Greece has offered a precise figure for what it claims Germany owes it from World War II: 279 billion euros, or $303 billion. That sum would also offset all of the debt Greece owes to European institutions – a debt that has Athens on the edge of crisis. But when it comes to actually getting the money, many experts say Greece doesn’t have a legal leg to stand on. Greek Deputy Finance Minister Dimitris Mardas said Monday that Berlin owes Athens for damages inflicted during the Nazis’ occupation of Greece during World War II, Reuters reports. The total includes war reparations and loans Greece was forced to make to the Nazi regime.
According to our calculations, the debt linked to German reparations is 278.7bn euros.

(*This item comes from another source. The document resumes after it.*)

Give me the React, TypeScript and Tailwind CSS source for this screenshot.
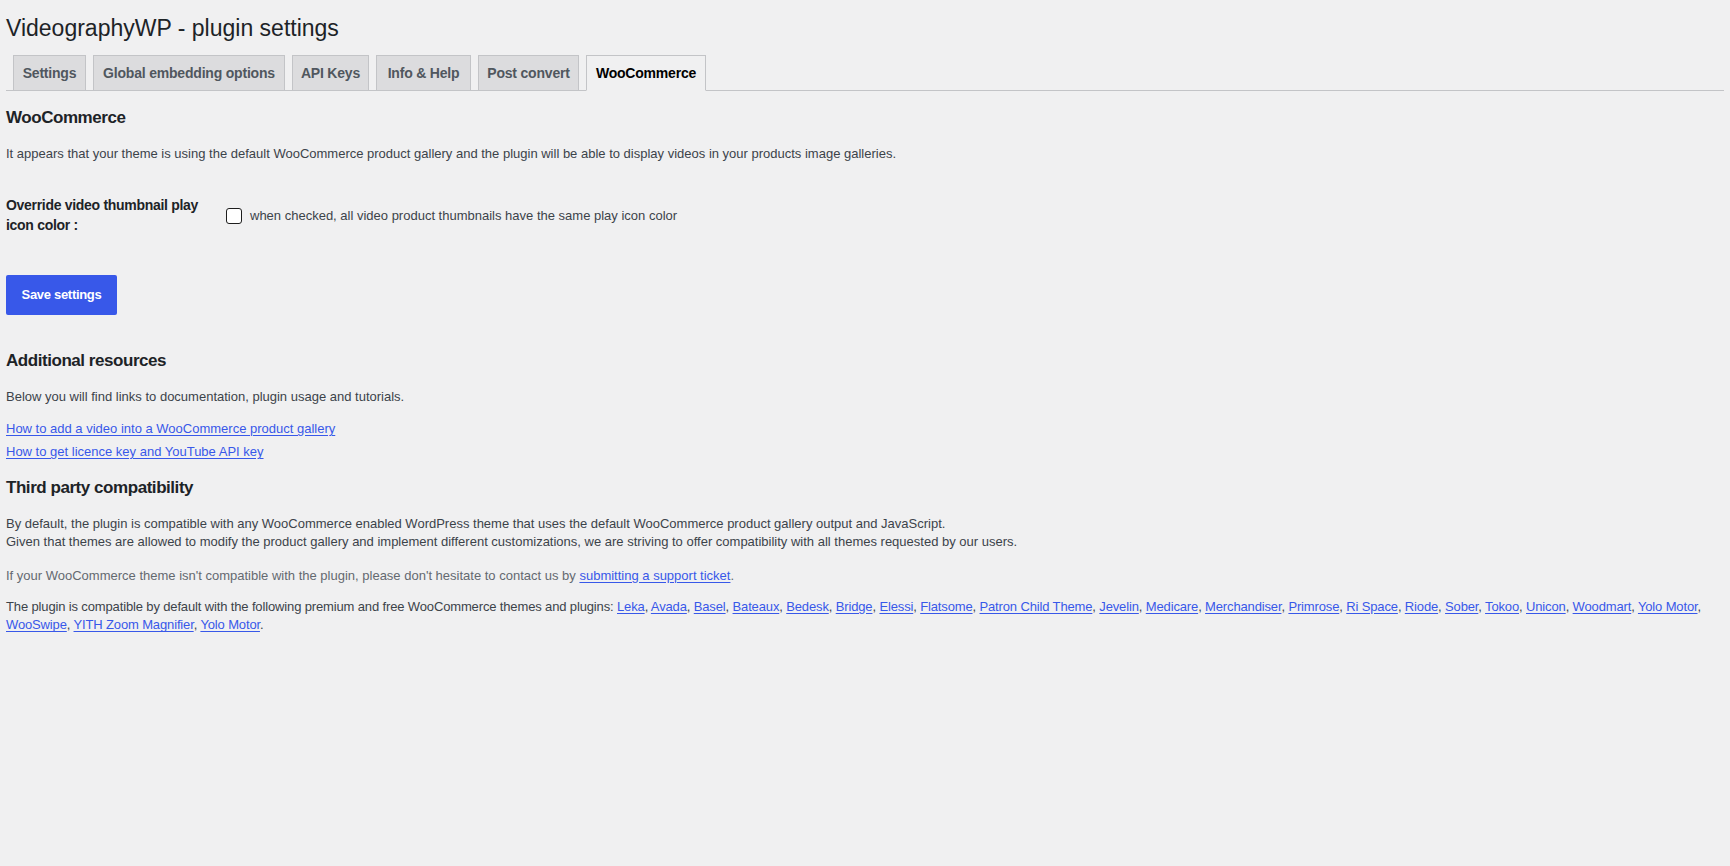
import React from "react";

const font = { fontFamily: '"Liberation Sans", Arial, sans-serif' };

const tabs = [
  { label: "Settings", w: "w-[73px]" },
  { label: "Global embedding options", w: "w-[192px]" },
  { label: "API Keys", w: "w-[77px]" },
  { label: "Info & Help", w: "w-[95px]" },
  { label: "Post convert", w: "w-[101px]" },
  { label: "WooCommerce", w: "w-[120px]", active: true },
];

const themes = [
  "Leka",
  "Avada",
  "Basel",
  "Bateaux",
  "Bedesk",
  "Bridge",
  "Elessi",
  "Flatsome",
  "Patron Child Theme",
  "Jevelin",
  "Medicare",
  "Merchandiser",
  "Primrose",
  "Ri Space",
  "Riode",
  "Sober",
  "Tokoo",
  "Unicon",
  "Woodmart",
  "Yolo Motor",
];
const themes2 = ["WooSwipe", "YITH Zoom Magnifier", "Yolo Motor"];

function A({ children }: { children: React.ReactNode }) {
  return <a href="#" className="text-[#3858e9] underline underline-offset-[2px]">{children}</a>;
}

export default function App() {
  return (
    <div className="min-h-[866px] w-full bg-[#f0f0f1] text-[#3c434a]" style={font}>
      <div className="px-[6px]">
        <h1 className="pt-[13px] pb-[3px] text-[23px] leading-[30px] font-normal text-[#1d2327]">
          VideographyWP - plugin settings
        </h1>
        <div className="flex pt-[9px] border-b border-[#c3c4c7]">
          {tabs.map((t) => (
            <div
              key={t.label}
              className={`${t.w} ml-[7px] -mb-px h-[36px] flex items-center justify-center border text-[14px] leading-[24px] font-semibold tracking-[-0.2px] whitespace-nowrap ${
                t.active
                  ? "bg-[#f0f0f1] border-[#c3c4c7] border-b-[#f0f0f1] text-black"
                  : "bg-[#dcdcde] border-[#c3c4c7] text-[#50575e]"
              }`}
            >
              {t.label}
            </div>
          ))}
        </div>

        <h2 className="mt-[16px] text-[17px] leading-[22px] font-semibold tracking-[-0.45px] text-[#1d2327]">
          WooCommerce
        </h2>
        <p className="mt-[15px] text-[13px] leading-[20px]">
          It appears that your theme is using the default WooCommerce product gallery and the plugin will be able to
          display videos in your products image galleries.
        </p>

        <div className="mt-[31px] flex items-start">
          <div className="w-[220px] shrink-0 pr-[10px] text-[14px] leading-[20px] font-semibold tracking-[-0.3px] text-[#1d2327]">
            Override video thumbnail play
            <br />
            icon color :
          </div>
          <label className="mt-[11px] flex h-[20px] items-center text-[13px]">
            <span className="mr-[8px] h-[16px] w-[16px] rounded-[3px] border border-[#1e1e1e] bg-white" />
            when checked, all video product thumbnails have the same play icon color
          </label>
        </div>

        <button className="mt-[40px] flex h-[40px] w-[111px] items-center justify-center rounded-[2px] bg-[#3858e9] text-[13px] font-semibold tracking-[-0.3px] text-white">
          Save settings
        </button>

        <h2 className="mt-[35px] text-[17px] leading-[22px] font-semibold tracking-[-0.45px] text-[#1d2327]">
          Additional resources
        </h2>
        <p className="mt-[15px] text-[13px] leading-[20px]">
          Below you will find links to documentation, plugin usage and tutorials.
        </p>
        <div className="mt-[12px] text-[13px] leading-[20px]">
          <A>How to add a video into a WooCommerce product gallery</A>
        </div>
        <div className="mt-[3px] text-[13px] leading-[20px]">
          <A>How to get licence key and YouTube API key</A>
        </div>

        <h2 className="mt-[15px] text-[17px] leading-[22px] font-semibold tracking-[-0.45px] text-[#1d2327]">
          Third party compatibility
        </h2>
        <p className="mt-[15.6px] text-[13px] leading-[18.4px]">
          By default, the plugin is compatible with any WooCommerce enabled WordPress theme that uses the default
          WooCommerce product gallery output and JavaScript.
          <br />
          Given that themes are allowed to modify the product gallery and implement different customizations, we are
          striving to offer compatibility with all themes requested by our users.
        </p>
        <p className="mt-[15.6px] text-[13px] leading-[18.4px] text-[#646970]">
          If your WooCommerce theme isn't compatible with the plugin, please don't hesitate to contact us by{" "}
          <A>submitting a support ticket</A>.
        </p>
        <p className="mt-[12.6px] text-[13px] leading-[18.4px] tracking-[-0.14px]">
          <span className="whitespace-nowrap">
            The plugin is compatible by default with the following premium and free WooCommerce themes and plugins:{" "}
            {themes.map((t, i) => (
              <React.Fragment key={t + i}>
                <A>{t}</A>
                {", "}
              </React.Fragment>
            ))}
          </span>
          <br />
          {themes2.map((t, i) => (
            <React.Fragment key={t + i}>
              <A>{t}</A>
              {i < themes2.length - 1 ? ", " : "."}
            </React.Fragment>
          ))}
        </p>
      </div>
    </div>
  );
}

Deputy Finance Minister Dimitris Mardas told a parliamentary committee investigating responsibility for Greece’s debt crisis
Greek Defense Minister Panos Kammenos said today that his country has obtained “stunning evidence – detailing what [happened] in every village and in every town” under the Nazi occupation that “will lead to the reopening of cases, even those that have already gone to court,” The Associated Press reports. Athens has sought restitution for decades, while Berlin has said it considers all of its war debts to Greece repaid, under both a one-time, 115-million Deutsche mark payment in 1960 and the international agreements that allowed German reunification in 1990. But the claim has received new life amid Greece’s economic crisis – and in which Germany is effectively the key arbiter.